Pearl Jam, “Gigaton”

Where “Lightning Bolt” was solid but stagnant, “Gigaton” is (ironically) more electric, a living, breathing thing giving off sparks.
Reviews
Pearl Jam, “Gigaton”

Where “Lightning Bolt” was solid but stagnant, “Gigaton” is (ironically) more electric, a living, breathing thing giving off sparks.

Words: Lydia Pudzianowski

March 25, 2020

Pearl Jam
Gigaton
REPUBLIC
8/10

Pearl Jam always felt like the outlier of Seattle’s Big Four grunge bands. For one, their music is the most optimistic, which is to say that it’s optimistic at all (Alice in Chains might be a distant second, which says a lot about the other two). Frontman Eddie Vedder, the poster child for ’90s angst, famously graced the cover of Time alongside the headline “All the Rage” in 1993, but his band is also responsible for songs with titles like “Given to Fly” and, of course, soaring choruses like “I’m still alive.” This sense of hopeful perseverance is a hallmark of Pearl Jam’s, present on every one of their albums. Their latest, Gigaton, opens with it; the chorus of “Who Ever Said” is “Whoever said it’s all been said gave up on satisfaction.”

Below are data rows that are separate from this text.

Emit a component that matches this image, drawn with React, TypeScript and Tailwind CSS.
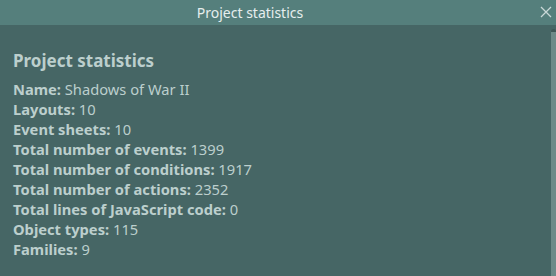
import React from 'react';

const stats = [
  { label: 'Name', value: 'Shadows of War II' },
  { label: 'Layouts', value: '10' },
  { label: 'Event sheets', value: '10' },
  { label: 'Total number of events', value: '1399' },
  { label: 'Total number of conditions', value: '1917' },
  { label: 'Total number of actions', value: '2352' },
  { label: 'Total lines of JavaScript code', value: '0' },
  { label: 'Object types', value: '115' },
  { label: 'Families', value: '9' },
];

const App = () => (
  <div className="w-[556px] h-[276px] flex flex-col bg-[#466665] overflow-hidden font-['Noto_Sans',sans-serif]">
    <div className="relative h-[25px] shrink-0 bg-[#557f7c] flex items-center justify-center pr-[56px]">
      <span className="text-[14px] text-[#e6eeee]">Project statistics</span>
      <svg className="absolute right-[4px] top-[6px]" width="12" height="12" viewBox="0 0 12 12">
        <path d="M1 1L11 11M11 1L1 11" stroke="#c9d8d7" strokeWidth="1.3" />
      </svg>
    </div>
    <div className="flex flex-1 min-h-0">
      <div className="flex-1 px-[13px] pt-[24px] text-[#bccfcd]">
        <h1 className="text-[17px] font-bold leading-[24px] mb-[6px]">Project statistics</h1>
        {stats.map((s, index) => (
          <div key={index} className="text-[14.7px] leading-[20px]">
            <span className="font-bold">{s.label}:</span> {s.value}
          </div>
        ))}
      </div>
      <div className="w-[5px] mt-[4px] bg-[#6d8a88] rounded-t-[3px] border-t-[3px] border-[#3d5756]" />
    </div>
  </div>
);

export default App;
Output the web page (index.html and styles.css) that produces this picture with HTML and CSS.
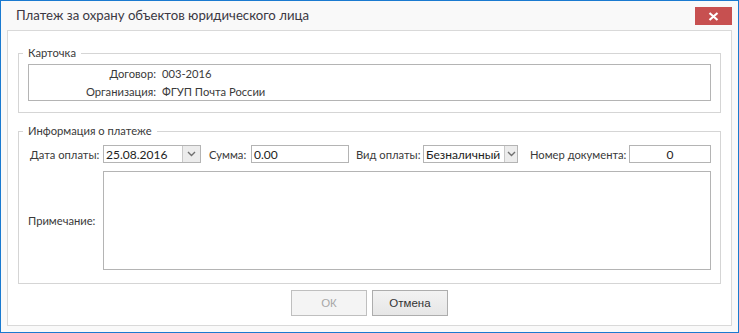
FILE: index.html
```html
<!DOCTYPE html>
<html lang="ru">
<head>
<meta charset="utf-8">
<title>Платеж за охрану объектов юридического лица</title>
<link rel="stylesheet" href="styles.css">
</head>
<body>
<div class="window">
  <div class="titlebar">
    <div class="title">Платеж за охрану объектов юридического лица</div>
    <div class="close">
      <svg width="11" height="9" viewBox="0 0 11 9"><path d="M1.5 1 L9.5 8 M9.5 1 L1.5 8" stroke="#fff" stroke-width="2.2" fill="none"/></svg>
    </div>
  </div>
  <div class="panel">
    <fieldset class="group card">
      <legend>Карточка</legend>
      <div class="infobox">
        <span class="lbl">Договор:</span><span class="val">003-2016</span>
        <span class="lbl">Организация:</span><span class="val">ФГУП Почта России</span>
      </div>
    </fieldset>
    <fieldset class="group pay">
      <legend>Информация о платеже</legend>
      <div class="row">
        <span class="flabel l-date">Дата оплаты:</span>
        <div class="combo date"><span class="ctext">25.08.2016</span><span class="cbtn"><svg width="9" height="6" viewBox="0 0 9 6"><path d="M1 1 L4.5 4.5 L8 1" stroke="#707070" stroke-width="1.4" fill="none"/></svg></span></div>
        <span class="flabel l-sum">Сумма:</span>
        <div class="input sumin">0.00</div>
        <span class="flabel l-kind">Вид оплаты:</span>
        <div class="combo kindc"><span class="ctext">Безналичный</span><span class="cbtn"><svg width="9" height="6" viewBox="0 0 9 6"><path d="M1 1 L4.5 4.5 L8 1" stroke="#707070" stroke-width="1.4" fill="none"/></svg></span></div>
        <span class="flabel l-num">Номер документа:</span>
        <div class="input numin">0</div>
      </div>
      <div class="memo-row">
        <span class="flabel memo-l">Примечание:</span>
        <div class="memo"></div>
      </div>
    </fieldset>
    <div class="buttons">
      <button class="btn" disabled>ОК</button>
      <button class="btn">Отмена</button>
    </div>
  </div>
</div>
</body>
</html>
```

FILE: styles.css
```css
html, body {
  margin: 0;
  padding: 0;
  background: #ffffff;
}
body {
  font-family: "Lato", "Noto Sans", sans-serif;
  font-size: 11.2px;
  color: #3a3a3a;
}
.window {
  width: 739px;
  height: 333px;
  box-sizing: border-box;
  border: 1px solid #1a7ad0;
  background: #f9f9f9;
  display: flex;
  flex-direction: column;
}
.titlebar {
  height: 29px;
  flex: none;
  display: flex;
  justify-content: space-between;
  align-items: flex-start;
  padding: 0 6px 0 15px;
}
.title {
  font-size: 13.2px;
  line-height: 29px;
  color: #3b3843;
}
.close {
  margin-top: 6px;
  width: 37px;
  height: 18px;
  background: #c75050;
  display: flex;
  align-items: center;
  justify-content: center;
}
.panel {
  flex: 1;
  margin: 0 6px 6px 6px;
  border: 1px solid #d9d9d9;
  background: #ffffff;
  display: flex;
  flex-direction: column;
  padding: 0 10px;
}
.group {
  margin: 0;
  border: 1px solid #d5d5d5;
  padding: 0 9px;
  min-width: 0;
}
.group legend {
  padding: 0 5px 0 5px;
  margin-left: -5px;
  line-height: 16px;
  color: #3a3a3a;
}
.card {
  margin-top: 14px;
  padding-top: 3px;
  padding-bottom: 11px;
}
.infobox {
  height: 37px;
  box-sizing: border-box;
  border: 1px solid #b4b4b4;
  display: grid;
  grid-template-columns: 127px 1fr;
  column-gap: 6px;
  line-height: 18px;
  align-content: start;
}
.lbl {
  text-align: right;
}
.pay {
  margin-top: 10px;
  padding: 6px 9px 13px 9px;
}
.row {
  display: flex;
  align-items: center;
  height: 18px;
  padding-left: 2px;
}
.flabel {
  white-space: nowrap;
  flex: none;
}
.l-date { width: 73px; }
.l-sum { width: 42px; margin-left: 8px; }
.l-kind { width: 67px; margin-left: 7px; }
.l-num { width: 99px; margin-left: 12px; }
.combo, .input {
  height: 18px;
  box-sizing: border-box;
  border: 1px solid #b4b4b4;
  display: flex;
  align-items: center;
  background: #fff;
  flex: none;
  color: #222;
  font-size: 12px;
}
.ctext {
  flex: 1;
  padding-left: 2px;
}
.cbtn {
  width: 17px;
  align-self: stretch;
  border-left: 1px solid #c8c8c8;
  background: #ececec;
  display: flex;
  align-items: center;
  justify-content: center;
}
.date { width: 98px; }
.kindc { width: 95px; }
.kindc .cbtn { width: 12px; }
.sumin {
  width: 98px;
  padding-left: 2px;
}
.numin {
  width: 82px;
  justify-content: center;
}
.memo-row {
  display: flex;
  align-items: center;
  margin-top: 8px;
}
.memo-l {
  width: 75px;
}
.memo {
  width: 608px;
  height: 99px;
  box-sizing: border-box;
  border: 1px solid #b4b4b4;
}
.buttons {
  display: flex;
  justify-content: center;
  gap: 5px;
  margin-top: 6px;
}
.btn {
  width: 76px;
  height: 26px;
  box-sizing: border-box;
  border: 1px solid #adadad;
  background: linear-gradient(#f2f2f2, #e6e6e6);
  font-family: "Liberation Sans", sans-serif;
  font-size: 11.5px;
  color: #333;
  padding: 0;
  border-radius: 0;
}
.btn:disabled {
  color: #a8a8a8;
  border-color: #bfbfbf;
  background: #f4f4f4;
}
```
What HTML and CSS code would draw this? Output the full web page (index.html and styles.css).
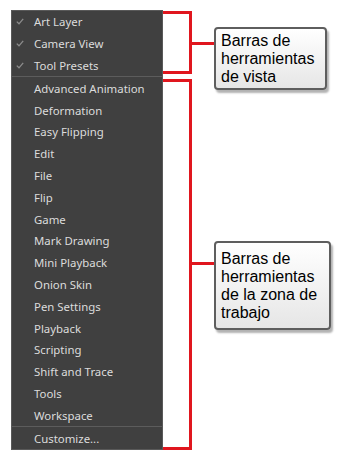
FILE: index.html
```html
<!DOCTYPE html>
<html lang="es">
  <head>
    <meta charset="UTF-8" />
    <meta name="viewport" content="width=device-width, initial-scale=1.0" />
    <title>Barras de herramientas</title>
    <link rel="stylesheet" href="styles.css">
  </head>
  <body>
    <div class="figure">
      <ul class="menu">
        <li class="menu-item checked"><span class="check"><svg width="8" height="7" viewBox="0 0 8 7"><path d="M0.8 3.6 L3 5.8 L7.2 0.8" fill="none" stroke="#8c8c8c" stroke-width="1.3"/></svg></span>Art Layer</li>
        <li class="menu-item checked"><span class="check"><svg width="8" height="7" viewBox="0 0 8 7"><path d="M0.8 3.6 L3 5.8 L7.2 0.8" fill="none" stroke="#8c8c8c" stroke-width="1.3"/></svg></span>Camera View</li>
        <li class="menu-item checked"><span class="check"><svg width="8" height="7" viewBox="0 0 8 7"><path d="M0.8 3.6 L3 5.8 L7.2 0.8" fill="none" stroke="#8c8c8c" stroke-width="1.3"/></svg></span>Tool Presets</li>
        <li class="separator"></li>
        <li class="menu-item"><span class="check"></span>Advanced Animation</li>
        <li class="menu-item"><span class="check"></span>Deformation</li>
        <li class="menu-item"><span class="check"></span>Easy Flipping</li>
        <li class="menu-item"><span class="check"></span>Edit</li>
        <li class="menu-item"><span class="check"></span>File</li>
        <li class="menu-item"><span class="check"></span>Flip</li>
        <li class="menu-item"><span class="check"></span>Game</li>
        <li class="menu-item"><span class="check"></span>Mark Drawing</li>
        <li class="menu-item"><span class="check"></span>Mini Playback</li>
        <li class="menu-item"><span class="check"></span>Onion Skin</li>
        <li class="menu-item"><span class="check"></span>Pen Settings</li>
        <li class="menu-item"><span class="check"></span>Playback</li>
        <li class="menu-item"><span class="check"></span>Scripting</li>
        <li class="menu-item"><span class="check"></span>Shift and Trace</li>
        <li class="menu-item"><span class="check"></span>Tools</li>
        <li class="menu-item"><span class="check"></span>Workspace</li>
        <li class="separator"></li>
        <li class="menu-item"><span class="check"></span>Customize...</li>
      </ul>

      <!-- callout: view toolbars -->
      <div class="bracket bracket-view"></div>
      <div class="connector connector-view"></div>
      <div class="callout callout-view">Barras de<br>herramientas<br>de vista</div>

      <!-- callout: workspace toolbars -->
      <div class="bracket bracket-work"></div>
      <div class="connector connector-work"></div>
      <div class="callout callout-work">Barras de<br>herramientas<br>de la zona de<br>trabajo</div>
    </div>
  </body>
</html>
```

FILE: styles.css
```css
body {
  margin: 0;
  background: #ffffff;
}

.figure {
  position: relative;
  width: 344px;
  height: 461px;
  overflow: hidden;
  padding: 10px 0 0 11px;
  box-sizing: border-box;
}

.menu {
  list-style: none;
  margin: 0;
  padding: 0;
  width: 150px;
  background: #404040;
  border: 1px solid #595959;
  font-family: "Noto Sans", sans-serif;
  font-size: 11.4px;
  color: #dcdcdc;
}

.menu-item {
  display: flex;
  align-items: center;
  height: 21.8px;
  white-space: nowrap;
}

.check {
  display: flex;
  align-items: center;
  justify-content: center;
  width: 12px;
  margin: 0 8px 0 2px;
}

.separator {
  height: 1px;
  background: #5c5c5c;
}

/* red brackets */
.bracket {
  position: absolute;
  left: 163px;
  width: 26px;
  border: 3px solid #e0161e;
  border-left: none;
}
.bracket-view {
  top: 11px;
  height: 57px;
}
.bracket-work {
  top: 79px;
  height: 365px;
}

.connector {
  position: absolute;
  left: 191px;
  width: 23px;
  height: 3px;
  background: #e0161e;
}
.connector-view {
  top: 42px;
}
.connector-work {
  top: 262px;
}

/* callout boxes */
.callout {
  position: absolute;
  left: 214px;
  border: 2px solid #5e5e5e;
  border-radius: 4px;
  background: linear-gradient(#ffffff, #e6e6e6);
  box-shadow: 2px 3px 2px rgba(0, 0, 0, 0.3);
  font-family: "Liberation Sans", Arial, sans-serif;
  font-size: 16px;
  line-height: 18px;
  color: #000000;
  padding-left: 5px;
  box-sizing: border-box;
}
.callout-view {
  top: 27px;
  width: 113px;
  height: 63px;
  padding-top: 3px;
}
.callout-work {
  top: 241px;
  width: 117px;
  height: 89px;
  padding-top: 7px;
}
```
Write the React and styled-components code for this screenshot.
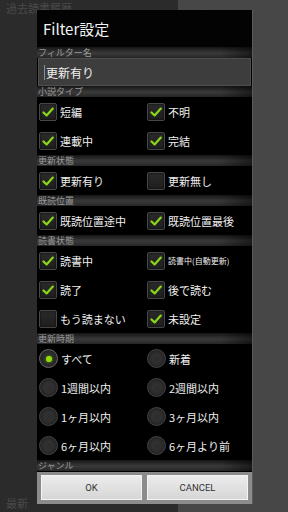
import React from "react";
import styled, { createGlobalStyle } from "styled-components";

const GlobalStyle = createGlobalStyle`
  html, body {
    margin: 0;
    padding: 0;
    background: #2b2b2b;
  }
  body {
    font-family: "Noto Sans CJK JP", "Noto Sans", "Liberation Sans", sans-serif;
  }
`;

const Screen = styled.div`
  position: relative;
  width: 288px;
  height: 512px;
  overflow: hidden;
  display: flex;
`;

const BackPane = styled.div`
  flex: ${props => (props.wide ? "0 0 178px" : "1")};
  background: ${props => props.bg};
  display: flex;
  flex-direction: column;
  justify-content: space-between;
  padding: 1px 6px 2px;
  box-sizing: border-box;
`;

const BackText = styled.div`
  font-size: 11px;
  color: #4a4a4a;
  line-height: 14px;
  white-space: nowrap;
`;

const Dialog = styled.div`
  position: absolute;
  top: 10px;
  left: 37px;
  width: 215px;
  height: 494px;
  background: #000;
  display: flex;
  flex-direction: column;
  box-shadow: 1px 0 0 #5a5a5a;
`;

const Title = styled.div`
  flex: 0 0 37px;
  display: flex;
  align-items: center;
  padding-left: 6px;
  color: #f2f2f2;
  font-size: 15px;
  background: #030303;
`;

const Body = styled.div`
  flex: 1;
  overflow: hidden;
  display: flex;
  flex-direction: column;
`;

const SectionHeader = styled.div`
  flex: 0 0 11px;
  height: 11px;
  display: flex;
  align-items: center;
  padding-left: 1px;
  font-size: 9px;
  line-height: 11px;
  color: #9a9a9a;
  background:
    linear-gradient(to right, rgba(0,0,0,0) 0%, rgba(0,0,0,0) 85%, rgba(0,0,0,0.5) 100%),
    linear-gradient(to bottom, #151515 0%, #3a3a3a 55%, #262626 100%);
`;

const NameField = styled.div`
  flex: 0 0 28px;
  margin: 0 1px;
  display: flex;
  align-items: center;
  padding-left: 5px;
  background: #3d3d3d;
  border: 1px solid #4e4e4e;
  box-sizing: border-box;
  color: #f0f0f0;
  font-size: 12px;
`;

const Caret = styled.span`
  width: 1px;
  height: 15px;
  background: #8a8a8a;
  margin-right: 1px;
`;

const Row = styled.div`
  flex: 0 0 29px;
  display: grid;
  grid-template-columns: 108px 1fr;
  padding-left: 2px;
  align-items: center;
`;

const Option = styled.div`
  display: flex;
  align-items: center;
  gap: 3px;
  color: #efefef;
  font-size: ${props => (props.small ? "8px" : "11px")};
  white-space: nowrap;
`;

const Box = styled.div`
  width: 16px;
  height: 16px;
  border-radius: 2px;
  background: linear-gradient(#2a2a2a, #1e1e1e);
  border: 1px solid #474747;
  box-shadow: inset 0 0 2px #000;
  display: flex;
  align-items: center;
  justify-content: center;
`;

const Radio = styled.div`
  width: 17px;
  height: 17px;
  border-radius: 50%;
  background: radial-gradient(circle at 50% 50%, #3a3a3a 0%, #2a2a2a 55%, #161616 100%);
  border: 1px solid ${props => (props.on ? "#6a6a6a" : "#444")};
  display: flex;
  align-items: center;
  justify-content: center;
`;

const Dot = styled.div`
  width: 6px;
  height: 6px;
  border-radius: 50%;
  background: ${props => (props.on ? "#8fe000" : "#2e2e2e")};
  box-shadow: ${props => (props.on ? "0 0 2px #6fb000" : "none")};
`;

const ButtonBar = styled.div`
  flex: 0 0 32px;
  display: grid;
  grid-template-columns: 1fr 1fr;
  gap: 5px;
  padding: 3px 4px 4px;
  background: #8c8c8c;
  box-sizing: border-box;
`;

const Button = styled.div`
  display: flex;
  align-items: center;
  justify-content: center;
  background: linear-gradient(#ececec, #d6d6d6);
  border: 1px solid #f4f4f4;
  font-family: "Roboto", "Liberation Sans", sans-serif;
  font-size: 9.5px;
  color: #333;
`;

const Check = () => (
  <svg width="12" height="10" viewBox="0 0 12 10">
    <polyline
      points="1.5,5.5 4.6,8.4 10.8,1.6"
      fill="none"
      stroke="#8cd61a"
      strokeWidth="2.2"
      strokeLinecap="round"
      strokeLinejoin="round"
    />
  </svg>
);

const CheckItem = ({ label, checked, small }) => (
  <Option small={small}>
    <Box>{checked && <Check />}</Box>
    {label}
  </Option>
);

const RadioItem = ({ label, on }) => (
  <Option>
    <Radio on={on}>
      <Dot on={on} />
    </Radio>
    {label}
  </Option>
);

const CheckRow = ({ left, right }) => (
  <Row>
    <CheckItem {...left} />
    <CheckItem {...right} />
  </Row>
);

const RadioRow = ({ left, right }) => (
  <Row>
    <RadioItem {...left} />
    <RadioItem {...right} />
  </Row>
);

const App = () => (
  <Screen>
    <GlobalStyle />
    <BackPane wide bg="#2b2b2b">
      <BackText>過去読書履歴</BackText>
      <BackText>最新</BackText>
    </BackPane>
    <BackPane bg="#474747">
      <BackText>Filter</BackText>
    </BackPane>

    <Dialog>
      <Title>Filter設定</Title>
      <Body>
        <SectionHeader>フィルター名</SectionHeader>
        <NameField>
          <Caret />
          更新有り
        </NameField>

        <SectionHeader>小説タイプ</SectionHeader>
        <CheckRow left={{ label: "短編", checked: true }} right={{ label: "不明", checked: true }} />
        <CheckRow left={{ label: "連載中", checked: true }} right={{ label: "完結", checked: true }} />

        <SectionHeader>更新状態</SectionHeader>
        <CheckRow left={{ label: "更新有り", checked: true }} right={{ label: "更新無し", checked: false }} />

        <SectionHeader>既読位置</SectionHeader>
        <CheckRow
          left={{ label: "既読位置途中", checked: true }}
          right={{ label: "既読位置最後", checked: true }}
        />

        <SectionHeader>読書状態</SectionHeader>
        <CheckRow
          left={{ label: "読書中", checked: true }}
          right={{ label: "読書中(自動更新)", checked: true, small: true }}
        />
        <CheckRow left={{ label: "読了", checked: true }} right={{ label: "後で読む", checked: true }} />
        <CheckRow left={{ label: "もう読まない", checked: false }} right={{ label: "未設定", checked: true }} />

        <SectionHeader>更新時期</SectionHeader>
        <RadioRow left={{ label: "すべて", on: true }} right={{ label: "新着" }} />
        <RadioRow left={{ label: "1週間以内" }} right={{ label: "2週間以内" }} />
        <RadioRow left={{ label: "1ヶ月以内" }} right={{ label: "3ヶ月以内" }} />
        <RadioRow left={{ label: "6ヶ月以内" }} right={{ label: "6ヶ月より前" }} />

        <SectionHeader>ジャンル</SectionHeader>
      </Body>
      <ButtonBar>
        <Button>OK</Button>
        <Button>CANCEL</Button>
      </ButtonBar>
    </Dialog>
  </Screen>
);

export default App;
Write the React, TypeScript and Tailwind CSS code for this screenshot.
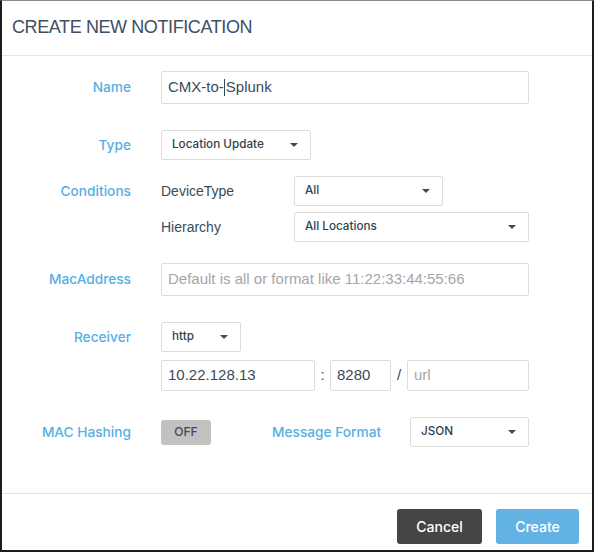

Their last studio album, 2013’s Lightning Bolt, was fine but unmemorable. Gigaton doesn’t have that problem. Each track offers something new, and often it’s unlike anything the band has done before. It’s jarring, at first, to hear Vedder’s distinctive voice on a heavily electronic song like “Dance of the Clairvoyants,” which sounds like the product of a Byrne-Eno collaboration—but it quickly grows on you. “Buckle Up” finds Vedder delicately exploring a parent-child relationship, a theme Pearl Jam spent much of their early albums considering and one which Vedder himself has wrestled with for much of his life (now, though, it’s a little different: “I finally awoke to my mother’s wrath / Call lights, bed sores, and sponge baths.”) And “Quick Escape” is crunchy, Zeppelin-esque hard rock, even including Kashmir in its list of locations on a quest “to find a place Trump hadn’t fucked up yet.” (Remember Riot Act, Pearl Jam’s post-9/11 album, when they wrote “Bu$hleaguer,” with lines like “Born on third, thinks he got a triple,” to dunk on the president? The more things change, etc.).

More than anything, Gigaton, which was recorded in Seattle and Montana, feels heavily influenced by the natural world, like a dispatch from a wide-open space. It vibrates with an energy that sounds like birds flying, wind blowing, waves pulsing, even whales singing—and it works beautifully. Where Lightning Bolt was solid but stagnant, Gigaton is (ironically) more electric, a living, breathing thing giving off sparks. It takes one listen to make an impression as large as its title might suggest, feeling simultaneously sweeping and intimate, like opening a kitchen window and getting a lungful of fresh Pacific Northwest air. 

On the quietly stunning “Alright,” Vedder sings, “It’s alright to be alone, to listen for a heartbeat, it’s your own.” There’s no way Pearl Jam could’ve known that Gigaton would come out in the midst of a global pandemic—but ultimately, this is the album we need right now.